What this work does to ice agents who aren't animated by supremacist ideology, those who still feel those who still have souls. [00:07:00] What happens when you return home after terrorizing a family? When your authority at work is absolute and your conscience has been trained to submit, what happens to those marriages in that environment?
What happens to intimacy? To tenderness to children who learn what power looks like by watching how it's carried at home. Unjust power doesn't remain neatly contained in the workplace. It travels, it settles, it reshapes relationships,
power punishes its servants. We often speak as if power only harms those beneath it. That's a mistake. Unjust power punishes those who wield it as well. It hollows out empathy.
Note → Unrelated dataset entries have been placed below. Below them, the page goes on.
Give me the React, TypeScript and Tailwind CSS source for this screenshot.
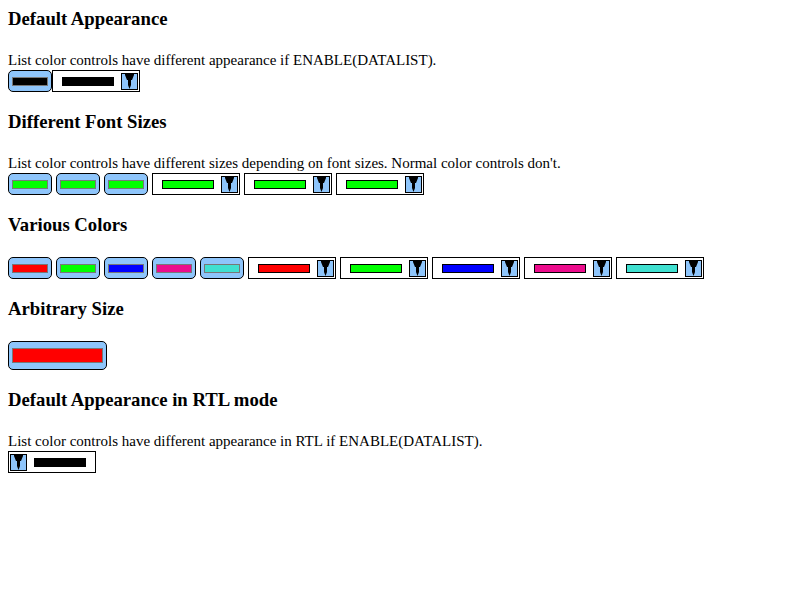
import React from "react";

const BLUE = "#8ec5fb";

function Swatch({ color, big = false }: { color: string; big?: boolean }) {
  if (big) {
    return (
      <div
        className="box-border w-[99px] h-[29px] border border-black rounded-[5px] flex items-center justify-center shrink-0"
        style={{ background: BLUE }}
      >
        <div className="box-border w-[91px] h-[15px] border border-[#777777]" style={{ background: color }} />
      </div>
    );
  }
  return (
    <div
      className="box-border w-[44px] h-[22px] border border-black rounded-[5px] flex items-center justify-center shrink-0"
      style={{ background: BLUE }}
    >
      <div className="box-border w-[36px] h-[9px] border border-[#777777]" style={{ background: color }} />
    </div>
  );
}

function Arrow() {
  return (
    <svg width="15" height="15" viewBox="0 0 15 15" className="block">
      <polygon points="3,0 12,0 12,1 10,6 9,6 9,11 7.5,15 6,11 6,6 5,6 3,1" fill="#000" />
    </svg>
  );
}

function ListBox({ color, rtl = false }: { color: string; rtl?: boolean }) {
  const btn = (
    <div
      className="box-border w-[17px] h-[17px] border border-black flex items-center justify-center shrink-0"
      style={{ background: BLUE }}
    >
      <Arrow />
    </div>
  );
  const bar = (
    <div className="box-border w-[52px] h-[9px] border border-black shrink-0" style={{ background: color }} />
  );
  if (rtl) {
    return (
      <div className="box-border w-[88px] h-[22px] border border-black bg-white flex items-center pl-[1px] shrink-0">
        {btn}
        <div className="ml-[7px]">{bar}</div>
      </div>
    );
  }
  return (
    <div className="box-border w-[88px] h-[22px] border border-black bg-white flex items-center pl-[9px] pr-[1px] shrink-0">
      {bar}
      <div className="ml-auto">{btn}</div>
    </div>
  );
}

function H({ children, first = false }: { children: React.ReactNode; first?: boolean }) {
  return (
    <h3
      className={
        "text-[18.72px] font-bold leading-[22px] mb-[21px] " + (first ? "mt-0" : "mt-[19px]")
      }
    >
      {children}
    </h3>
  );
}

function T({ children }: { children: React.ReactNode }) {
  return <div className="text-[15px] leading-[19px]">{children}</div>;
}

export default function App() {
  const colors = ["#ff0000", "#00ff00", "#0000ff", "#ec0c8c", "#40e0d0"];
  return (
    <div
      className="bg-white text-black w-[800px] h-[600px] p-[8px] box-border overflow-hidden"
      style={{ fontFamily: '"Liberation Serif", "Times New Roman", serif' }}
    >
      <H first>Default Appearance</H>
      <T>List color controls have different appearance if ENABLE(DATALIST).</T>
      <div className="flex">
        <Swatch color="#000000" />
        <ListBox color="#000000" />
      </div>

      <H>Different Font Sizes</H>
      <T>List color controls have different sizes depending on font sizes. Normal color controls don't.</T>
      <div className="flex gap-[4px]">
        <Swatch color="#00ff00" />
        <Swatch color="#00ff00" />
        <Swatch color="#00ff00" />
        <ListBox color="#00ff00" />
        <ListBox color="#00ff00" />
        <ListBox color="#00ff00" />
      </div>

      <H>Various Colors</H>
      <div className="flex gap-[4px]">
        {colors.map((c) => (
          <Swatch key={"s" + c} color={c} />
        ))}
        {colors.map((c) => (
          <ListBox key={"l" + c} color={c} />
        ))}
      </div>

      <H>Arbitrary Size</H>
      <div className="flex">
        <Swatch color="#ff0000" big />
      </div>

      <H>Default Appearance in RTL mode</H>
      <T>List color controls have different appearance in RTL if ENABLE(DATALIST).</T>
      <div className="flex">
        <ListBox color="#000000" rtl />
      </div>
    </div>
  );
}
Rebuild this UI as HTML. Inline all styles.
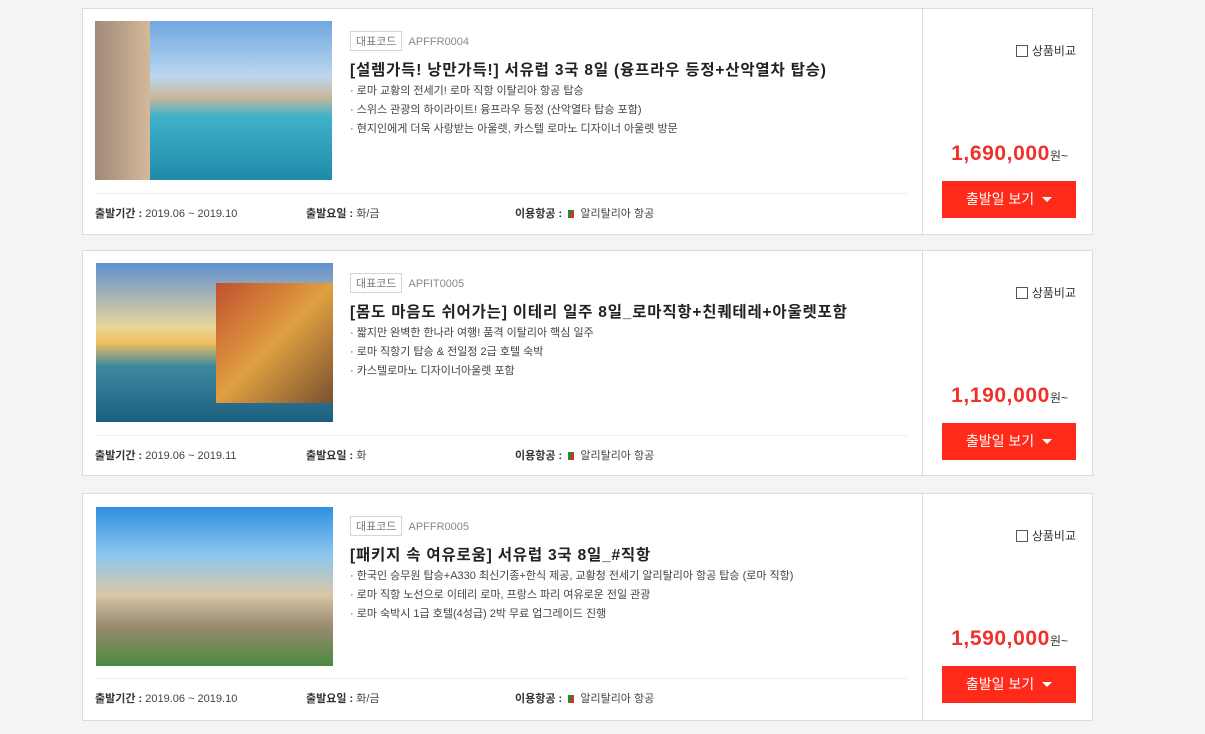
<!DOCTYPE html>
<html><head><meta charset="utf-8"><style>
*{margin:0;padding:0;box-sizing:border-box}
body{width:1205px;height:734px;background:#f4f4f4;font-family:"Liberation Sans","Noto Sans CJK KR",sans-serif;color:#333;position:relative;overflow:hidden}
.card{position:absolute;left:82px;width:1011px;background:#fff;border:1px solid #dcdcdc}
.img{position:absolute;left:12px;top:12px;width:237px;height:159px}
.code{position:absolute;left:267px;top:22px;font-size:11px;color:#888}
.code span{display:inline-block;border:1px solid #d5d5d5;padding:1px 5px;color:#777;margin-right:6px}
.title{position:absolute;left:267px;top:49px;font-size:15.5px;font-weight:bold;color:#222;white-space:nowrap;letter-spacing:0.8px}
.bul{position:absolute;left:267px;top:73px;font-size:11px;line-height:19px;color:#444;white-space:nowrap}
.sep{position:absolute;left:12px;width:813px;top:184px;border-top:1px solid #eee}
.ft{position:absolute;top:196px;font-size:11px;color:#444;white-space:nowrap}
.ft b{color:#333}
.right{position:absolute;left:839px;top:0;bottom:0;width:170px;border-left:1px solid #dcdcdc}
.cmp{position:absolute;right:16px;top:33px;font-size:12px;color:#333}
.cmp i{display:inline-block;width:12px;height:12px;border:1px solid #555;vertical-align:-2px;margin-right:4px}
.price{position:absolute;right:24px;top:133px;font-size:21px;font-weight:bold;color:#f0302a;white-space:nowrap;letter-spacing:0.6px}
.price small{font-size:12px;color:#333;font-weight:normal;letter-spacing:0}
.btn{position:absolute;left:19px;top:172px;width:134px;height:37px;background:#ff2a1a;color:#fff;font-size:14px;text-align:center;line-height:37px}
.btn em{display:inline-block;width:0;height:0;border-left:5px solid transparent;border-right:5px solid transparent;border-top:5px solid #fff;vertical-align:2px;margin-left:8px}
.fl{display:inline-block;width:6px;height:8px;background:linear-gradient(120deg,#2a8a2a 50%,#c33 50%);margin-right:6px;vertical-align:-1px}
</style></head><body>

<div class="card" style="top:8px;height:227px">
<div class="img" style="background:linear-gradient(180deg,#6fa6e0 0%,#bcd7ef 35%,#c9b79a 48%,#3fb2c9 60%,#1f8aa8 100%)"><div style="position:absolute;left:0;top:0;width:55px;height:159px;background:linear-gradient(90deg,#a08a78,#d3b99a)"></div></div>
<div class="code"><span>대표코드</span>APFFR0004</div>
<div class="title">[설렘가득! 낭만가득!] 서유럽 3국 8일 (융프라우 등정+산악열차 탑승)</div>
<div class="bul">· 로마 교황의 전세기! 로마 직항 이탈리아 항공 탑승<br>· 스위스 관광의 하이라이트! 융프라우 등정 (산악열타 탑승 포함)<br>· 현지인에게 더욱 사랑받는 아울렛, 카스텔 로마노 디자이너 아울렛 방문</div>
<div class="sep"></div>
<div class="ft" style="left:12px"><b>출발기간 :</b> 2019.06 ~ 2019.10</div>
<div class="ft" style="left:223px"><b>출발요일 :</b> 화/금</div>
<div class="ft" style="left:432px"><b>이용항공 :</b> &nbsp;<i class="fl"></i>알리탈리아 항공</div>
<div class="right"><div class="cmp"><i></i>상품비교</div><div class="price">1,690,000<small>원~</small></div><div class="btn">출발일 보기<em></em></div></div>
</div>

<div class="card" style="top:250px;height:226px">
<div class="img" style="left:13px;background:linear-gradient(180deg,#5f8fd0 0%,#e8d69a 40%,#f2c060 50%,#3d88a0 65%,#1c6080 100%)"><div style="position:absolute;left:120px;top:20px;width:117px;height:120px;background:linear-gradient(135deg,#c05030,#e0a040 50%,#7a5030)"></div></div>
<div class="code"><span>대표코드</span>APFIT0005</div>
<div class="title">[몸도 마음도 쉬어가는] 이테리 일주 8일_로마직항+친퀘테레+아울렛포함</div>
<div class="bul">· 짧지만 완벽한 한나라 여행! 품격 이탈리아 핵심 일주<br>· 로마 직항기 탑승 &amp; 전일정 2급 호텔 숙박<br>· 카스텔로마노 디자이너아울렛 포함</div>
<div class="sep"></div>
<div class="ft" style="left:12px"><b>출발기간 :</b> 2019.06 ~ 2019.11</div>
<div class="ft" style="left:223px"><b>출발요일 :</b> 화</div>
<div class="ft" style="left:432px"><b>이용항공 :</b> &nbsp;<i class="fl"></i>알리탈리아 항공</div>
<div class="right"><div class="cmp"><i></i>상품비교</div><div class="price">1,190,000<small>원~</small></div><div class="btn">출발일 보기<em></em></div></div>
</div>

<div class="card" style="top:493px;height:228px">
<div class="img" style="left:13px;top:13px;background:linear-gradient(180deg,#2f8fe0 0%,#8cc6f0 30%,#d8c8a8 55%,#9a8a70 75%,#4a8a40 100%)"></div>
<div class="code"><span>대표코드</span>APFFR0005</div>
<div class="title">[패키지 속 여유로움] 서유럽 3국 8일_#직항</div>
<div class="bul">· 한국인 승무원 탑승+A330 최신기종+한식 제공, 교황청 전세기 알리탈리아 항공 탑승 (로마 직항)<br>· 로마 직항 노선으로 이테리 로마, 프랑스 파리 여유로운 전일 관광<br>· 로마 숙박시 1급 호텔(4성급) 2박 무료 업그레이드 진행</div>
<div class="sep"></div>
<div class="ft" style="left:12px"><b>출발기간 :</b> 2019.06 ~ 2019.10</div>
<div class="ft" style="left:223px"><b>출발요일 :</b> 화/금</div>
<div class="ft" style="left:432px"><b>이용항공 :</b> &nbsp;<i class="fl"></i>알리탈리아 항공</div>
<div class="right"><div class="cmp"><i></i>상품비교</div><div class="price">1,590,000<small>원~</small></div><div class="btn">출발일 보기<em></em></div></div>
</div>

</body></html>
It narrows moral vision. It trains people to mistake domination for order from [00:08:00] a spiritual perspective, this is not accidental authority.
Divorce from Mercy becomes corruption. Strength unmoored from accountability becomes cruelty power. Exercise without restraint, ultimately consumes the one who holds it. This isn't a political issue, it's a human one. It's about what? Kind of people we're becoming under the conditions we're normalizing.
It's about whether we recognize that violence once authorized rarely limits itself to its intended targets
paying attention. History teaches us that systems built on terror. Don't remain stable. They spread. They escalate and they leave damage everywhere they pass. The question before us isn't only whether we oppose [00:09:00] what ICE is doing, it's whether we understand what this moment is producing psychologically.
Socially and spiritually, whether we recognize the patterns being set, whether we are willing to name the cost of impunity, not just for the oppressed, but for the enforcers, their families, and the society that authorizes them. Power always has a price. The only question is who pays it and how long we pretend otherwise.